Hashemi-Rafsanjani indicated that he would serve as president again only with great reluctance: "I am a soldier of the revolution and I am willing to spend the rest of my life serving the revolution and Islam. I am quite prepared to serve in any position that the state and people feel I will be of some use. However, I prefer other honest and capable individuals to assume the responsibilities of the chief executive." Hashemi-Rafsanjani added that the current international and domestic climates make management of the country difficult.

If Hashemi-Rafsanjani does decide to run, Noshahr va Chalus representative Anushiravan Muhseni Bandpai told Mehr News Agency on 20 October, he would be out of range of conservative sniping. Moreover, he would be more popular than the other possible conservative candidates -- Ali Larijani, Ali Akbar Velayati, or Mahmud Ahmadi-Nejad -- and he could side somewhat with the reformist front.

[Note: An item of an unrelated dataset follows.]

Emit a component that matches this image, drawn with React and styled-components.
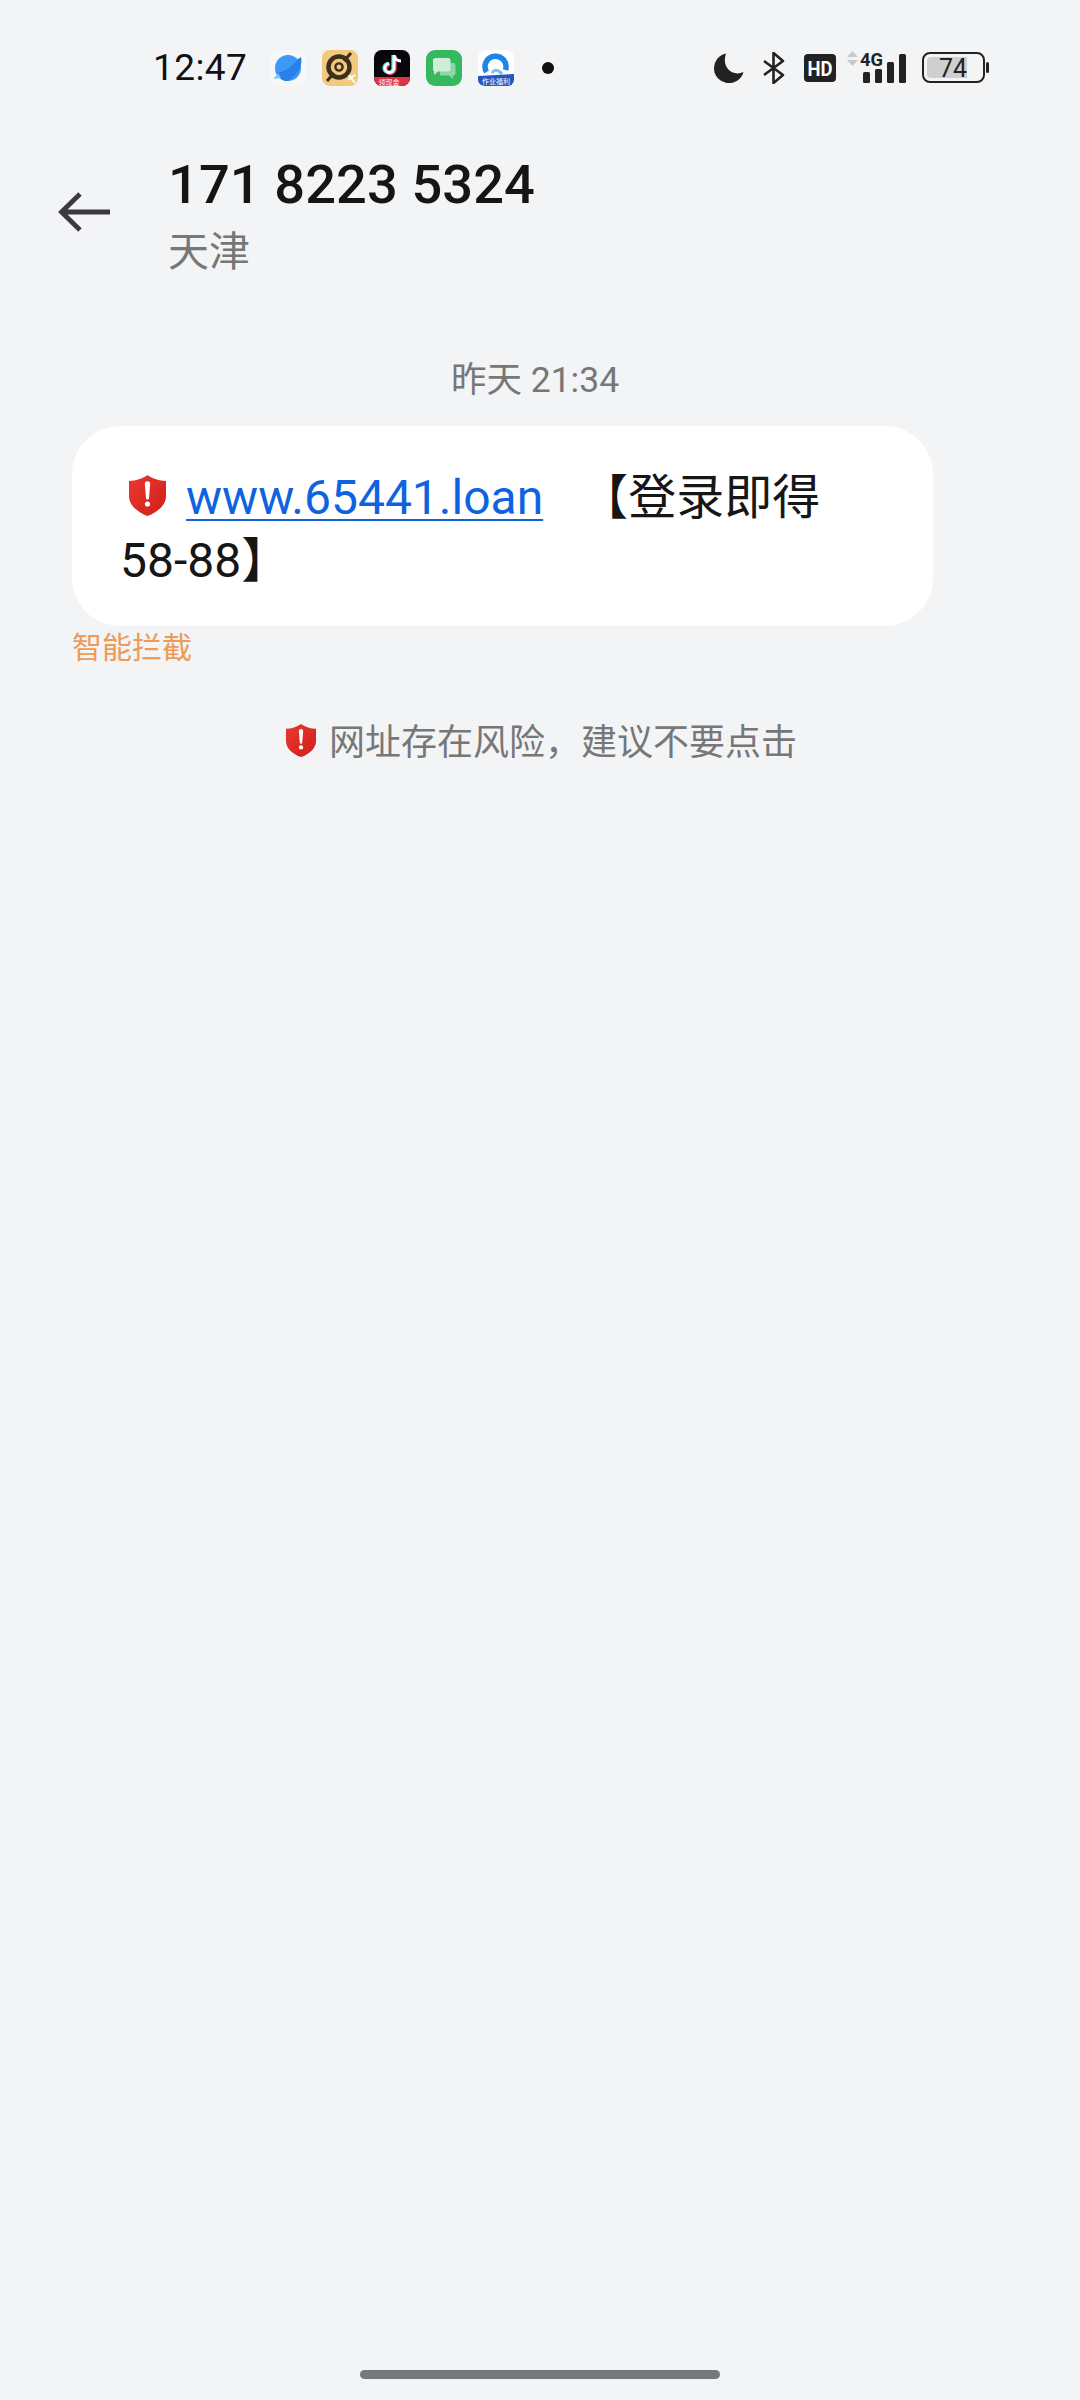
import React from "react";
import styled, { createGlobalStyle } from "styled-components";

const Global = createGlobalStyle`
  html, body { margin: 0; padding: 0; background: #f2f4f6; }
  body { font-family: Roboto, "Noto Sans CJK SC", sans-serif; }
`;
const Page = styled.div`
  width: 1080px; height: 2400px; background: #f2f4f6; display: flex; flex-direction: column;
  overflow: hidden;
`;
const StatusBar = styled.div`
  height: 136px; box-sizing: border-box; padding: 0 91px 0 153px; display: flex; align-items: center;
  flex-shrink: 0;
`;
const Time = styled.div`
  font-size: 37px; line-height: 44px; color: #111; width: 117px; letter-spacing: 0.4px;
`;
const NotifIcons = styled.div`display: flex; align-items: center; gap: 16px;`;
const Dot = styled.div`width: 12px; height: 12px; border-radius: 50%; background: #111; margin-left: 28px;`;
const SysIcons = styled.div`margin-left: auto; display: flex; align-items: center;`;
const Header = styled.div`display: flex; align-items: flex-start; padding-left: 58px; height: 188px; flex-shrink: 0;`;
const Back = styled.div`width: 110px; padding-top: 55px; flex-shrink: 0; line-height: 0;`;
const Titles = styled.div`display: flex; flex-direction: column; padding-top: 17px;`;
const Title = styled.div`font-size: 54.2px; font-weight: 500; line-height: 64px; color: #151515; letter-spacing: 0.1px;`;
const Sub = styled.div`font-size: 41px; line-height: 54px; color: #777; margin-top: 8px;`;
const Stamp = styled.div`
  font-size: 35.5px; line-height: 46px; color: #777; text-align: center; width: 1070px; margin: 33px 0 0;
`;
const Bubble = styled.div`
  margin: 23px 0 0 72px; width: 861px; height: 200px; box-sizing: border-box; background: #fff;
  border-radius: 48px; padding: 40px 60px 0 50px; font-size: 48px; line-height: 63px; color: #161616;
`;
const BubbleLine = styled.div`display: flex; align-items: center; height: 63px; white-space: nowrap;`;
const SecondLine = styled(BubbleLine)`margin-left: -2px;`;
const ShieldGap = styled.span`width: 7px; flex-shrink: 0;`;
const Link = styled.span`color: #0f63e0; text-decoration: underline; text-decoration-thickness: 2px; text-underline-offset: 5px; margin-left: 20px; margin-right: 37px;`;
const Blocked = styled.div`font-size: 30px; line-height: 40px; color: #ee9a55; margin: 2px 0 0 72px;`;
const Warning = styled.div`
  display: flex; justify-content: center; align-items: center; margin: 50px 0 0 0; width: 1083px; gap: 13px;
  font-size: 36px; line-height: 50px; color: #777;
`;
const Spacer = styled.div`flex: 1;`;
const HomeBar = styled.div`width: 360px; height: 9px; border-radius: 4.5px; background: #77787a; margin: 0 0 21px 360px;`;
const ShieldSvg = styled.svg`flex-shrink: 0; margin-bottom: ${(p) => p.$lift}px;`;

const Shield = ({ id, w, h, lift }) => (
  <ShieldSvg width={w} height={h} viewBox="0 0 37 41" $lift={lift}>
    <defs>
      <linearGradient id={id} x1="0" y1="0" x2="1" y2="1">
        <stop offset="0" stopColor="#e9392f" />
        <stop offset="1" stopColor="#cf1f1a" />
      </linearGradient>
    </defs>
    <path d="M18.5 0 C24 4 30 5.5 37 6 V21 C37 30 29 37 18.5 41 C8 37 0 30 0 21 V6 C7 5.5 13 4 18.5 0Z" fill={`url(#${id})`} />
    <path d="M15.8 9 A2.7 2.7 0 0 1 21.2 9 L20 23 A1.5 1.5 0 0 1 17 23Z" fill="#fff" />
    <circle cx="18.5" cy="29" r="2.6" fill="#fff" />
  </ShieldSvg>
);

const AppIcon = ({ children }) => (
  <svg width="36" height="36" viewBox="0 0 36 36">{children}</svg>
);

const Browser = () => (
  <AppIcon>
    <rect width="36" height="36" rx="9" fill="#f5f7f9" />
    <circle cx="18" cy="18" r="13" fill="#3b9af8" />
    <path d="M6 23 C15 22 24 15 28 9 L31 7 C33 13 29 25 18 31 C13 31.5 8.5 28 6 23Z" fill="#2a7fe8" />
    <path d="M3.5 29 L8 23 L11 28Z" fill="#7dc3f7" />
  </AppIcon>
);
const Game = () => (
  <AppIcon>
    <rect width="36" height="36" rx="8" fill="#f2c97d" />
    <circle cx="17" cy="17" r="10.5" fill="none" stroke="#3d2f1e" strokeWidth="4.5" />
    <circle cx="17" cy="17" r="3.6" fill="none" stroke="#3d2f1e" strokeWidth="2.4" />
    <path d="M29 3 L22 11 M5 31 L12 23" stroke="#3d2f1e" strokeWidth="3" />
    <path d="M26 30 L33 25 M27 25 L33 33" stroke="#fff" strokeWidth="2" />
  </AppIcon>
);
const TikTok = () => (
  <AppIcon>
    <rect width="36" height="36" rx="8" fill="#08080c" />
    <path d="M0 27 H36 V28 A8 8 0 0 1 28 36 H8 A8 8 0 0 1 0 28Z" fill="#d93546" />
    <path d="M20 5 V18 A4.5 4.5 0 1 1 15 13.5" fill="none" stroke="#27e5ea" strokeWidth="3.4" transform="translate(-1 0)" />
    <path d="M20 5 V18 A4.5 4.5 0 1 1 15 13.5" fill="none" stroke="#f5345a" strokeWidth="3.4" transform="translate(1 1)" />
    <path d="M20 5 V18 A4.5 4.5 0 1 1 15 13.5 M20 5 C21 9 24 11 27 11" fill="none" stroke="#fff" strokeWidth="3" />
    <text x="15" y="34.5" fontSize="7" fill="#fff" textAnchor="middle" fontFamily="Noto Sans CJK SC">领现金</text>
  </AppIcon>
);
const Messages = () => (
  <AppIcon>
    <rect width="36" height="36" rx="9" fill="#35b95f" />
    <path d="M14 13 H27 A2.5 2.5 0 0 1 29.5 15.5 V23 A2.5 2.5 0 0 1 27 25.5 V29 L23 25.5 H14Z" fill="#8ed6a6" />
    <path d="M9.5 8 H22 A2.5 2.5 0 0 1 24.5 10.5 V19 A2.5 2.5 0 0 1 22 21.5 H12 L8 25 V21.3 A2.5 2.5 0 0 1 7 19 V10.5 A2.5 2.5 0 0 1 9.5 8Z" fill="#cfeeda" />
  </AppIcon>
);
const Search = () => (
  <AppIcon>
    <rect width="36" height="36" rx="8" fill="#fff" />
    <path d="M8.5 22 A10.5 10.5 0 1 1 27.5 20" fill="none" stroke="#1f84ea" strokeWidth="5.5" />
    <path d="M14 23 Q18 17 24 24" fill="none" stroke="#6fc6f5" strokeWidth="3" />
    <path d="M0 26 L36 24 V30 A7 6 0 0 1 29 36 H7 A7 6 0 0 1 0 30Z" fill="#2458bf" />
    <text x="18" y="34" fontSize="7" fill="#fff" textAnchor="middle" fontFamily="Noto Sans CJK SC">作业福利</text>
  </AppIcon>
);

const Moon = () => (
  <svg width="30" height="30" viewBox="0 0 30 30">
    <path d="M12 0.5 A15 15 0 1 0 29.5 19 C19 24 7 15 12 0.5Z" fill="#222" />
  </svg>
);
const Bluetooth = () => (
  <svg width="22" height="32" viewBox="0 0 22 32" style={{ marginLeft: 19 }}>
    <path d="M1 9 L20 23 L10.5 31 V1 L20 9 L1 23" fill="none" stroke="#222" strokeWidth="2.6" strokeLinejoin="round" />
  </svg>
);
const Hd = () => (
  <svg width="32" height="28" viewBox="0 0 32 28" style={{ marginLeft: 19 }}>
    <rect width="32" height="28" rx="4" fill="#222" />
    <text x="16" y="21.5" fontSize="21" fontWeight="700" fill="#fff" textAnchor="middle" fontFamily="Roboto" textLength="25" lengthAdjust="spacingAndGlyphs">HD</text>
  </svg>
);
const Signal = () => (
  <svg width="63" height="34" viewBox="0 0 63 34" style={{ marginLeft: 11 }}>
    <path d="M0 6 L5.5 0 L11 6Z M0 9 H11 L5.5 15Z" fill="#c9c9c9" />
    <text x="13" y="15" fontSize="18" fontWeight="700" fill="#222" fontFamily="Roboto" textLength="23" lengthAdjust="spacingAndGlyphs">4G</text>
    <rect x="16" y="21" width="7" height="11" rx="1.5" fill="#222" />
    <rect x="28" y="18" width="7" height="14" rx="1.5" fill="#222" />
    <rect x="40" y="11" width="7" height="21" rx="1.5" fill="#222" />
    <rect x="52" y="3" width="7" height="29" rx="1.5" fill="#222" />
  </svg>
);
const Battery = () => (
  <svg width="67" height="32" viewBox="0 0 67 32" style={{ marginLeft: 12 }}>
    <rect x="1" y="1" width="61" height="29" rx="7" fill="none" stroke="#222" strokeWidth="2" />
    <path d="M9 5 H45 V26 H9 A4 4 0 0 1 5 22 V9 A4 4 0 0 1 9 5Z" fill="#cfcfcf" />
    <rect x="64" y="10" width="3" height="11" rx="1.5" fill="#222" />
    <text x="31" y="24.5" fontSize="25" fill="#222" textAnchor="middle" fontFamily="Roboto">74</text>
  </svg>
);

export default function App() {
  return (
    <Page>
      <Global />
      <StatusBar>
        <Time>12:47</Time>
        <NotifIcons>
          <Browser /><Game /><TikTok /><Messages /><Search />
        </NotifIcons>
        <Dot />
        <SysIcons>
          <Moon /><Bluetooth /><Hd /><Signal /><Battery />
        </SysIcons>
      </StatusBar>
      <Header>
        <Back>
          <svg width="52" height="42" viewBox="0 0 52 42">
            <path d="M52 21 H4 M22 3 L3.5 21 L22 39" fill="none" stroke="#3a3a3c" strokeWidth="4.8" />
          </svg>
        </Back>
        <Titles>
          <Title>171 8223 5324</Title>
          <Sub>天津</Sub>
        </Titles>
      </Header>
      <Stamp>昨天 21:34</Stamp>
      <Bubble>
        <BubbleLine>
          <ShieldGap />
          <Shield id="bubble-shield" w={37} h={43} lift={4} />
          <Link>www.65441.loan</Link>
          <span>【登录即得</span>
        </BubbleLine>
        <SecondLine>58-88】</SecondLine>
      </Bubble>
      <Blocked>智能拦截</Blocked>
      <Warning>
        <Shield id="warn-shield" w={30} h={35} lift={6} />
        <span>网址存在风险，建议不要点击</span>
      </Warning>
      <Spacer />
      <HomeBar />
    </Page>
  );
}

Political commentators in Iran are warning that these divisions over a candidate will torpedo the reformists' election hopes. "Given the existence of divisions within the 2nd of Khordad Front [named after the date of President Mohammad Khatami's May 1997 election]," former student activist and Tehran parliamentary representative Ali Akbar Musavi-Khoeni said, "it seems unlikely it will be able to play an effective role in the [upcoming presidential] elections." He recommended that the reformist grouping increase its popular support by opening its doors to the national-religious activists and the banned (but tolerated) Freedom Movement, "Farhang-i Ashti" reported on 16 October. Musavi-Khoeni said the Islamic Iran Participation Party has accepted the Freedom Movement and its members have participated in some Participation Party events; he said other political organizations should do the same.